The Philippines is a very formal society, somewhat of a throwback to the way it was 50 or 100 years ago in the USA and much of the Western World. During the past decades, much of the world has become much more casual, yet the Philippines often seems to be stuck in the past in this respect.
Over the years that I have lived here in the Philippines, I have gotten used to the formality here, although it sometimes still makes me uncomfortable to some extent. In last week’s Podcast, Dave Starr and I mentioned this to some extent. When it comes to names, as a foreigner you will always be called “Sir” or “Mr.” Even if your first name is used, you will be “Sir Steve” or “Mr. Jerry.” There was a time when I would always tell people to just call me Bob, not Mr. Bob or Sir Bob. They would say “OK Sir” and just continue to address me in such a formal style. In recent years, I have simply decided to let them call me what they are comfortable with. If I am particularly close to an individual, I will invite them to call me “Bob” instead of the more formal name, and then I just accept what they choose to call me. If they accept the invitation that I have extended, I am very happy that they did. If they continue to call me in a formal way, I just accept it, though. It is what they are comfortable with, so if they are my friend, why would I want to make them feel uncomfortable?

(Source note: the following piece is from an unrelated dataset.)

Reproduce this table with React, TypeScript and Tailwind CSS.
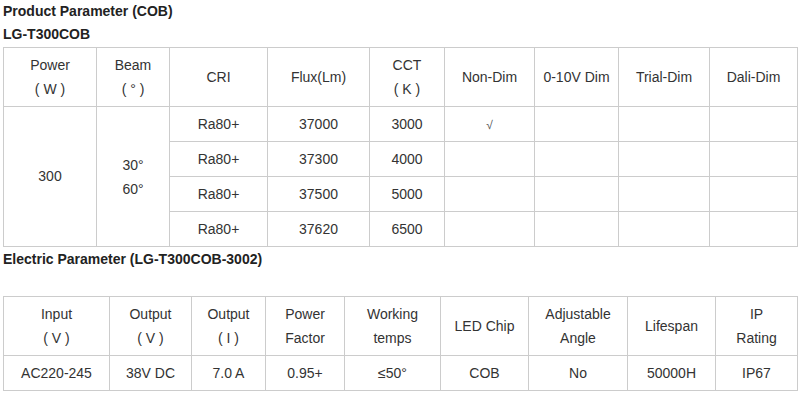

This lesson in formality came back to me this past week when I was working on a little business project. Because of the websites that I operate (this one, Mindanao.com and others) I get a lot of requests from people for information on Hotels. People are always asking me to make a recommendation of what hotel they should choose to stay at. Because I do this so much (sometimes a half dozen people ask me this per day), I decided that I really need to work out a deal with the hotels that I recommend where they will pay me a commission for the referrals that I send their way. It won’t cost the guests anything extra, the hotel would just pay me a percentage, just like they do to a travel agent. I had one of my employees call about a dozen different hotels in Davao. She told the hotel people that we are already sending them dozens of guests every month, and we just want to formalize the relationship in some way, and to be paid commission for our referral. Each and every one of the hotels responded that they indeed were happy that we are sending guests to them, but we need to submit a formal proposal in writing for them to consider such an arrangement! In the States, you could just make the arrangement over the telephone and go on with business! It won’t happen that way here, though. I feel confident that I will be able to reach an agreement with the hotels in question, but it’s not just a matter of a phone call, I will have to go through a more formal process, write some letters, sit down for some meetings and such. I’m OK with that, it’s just a very formal way to do business for me!
So as I said in the title of this column and in the introduction, I am a rather casual person, as I think most Americans and other Westerners are. We have actually grown up that way, as our societies have swung to a more casual approach to life. I often find it funny, or uncomfortable when I am presented with such formality as I see here.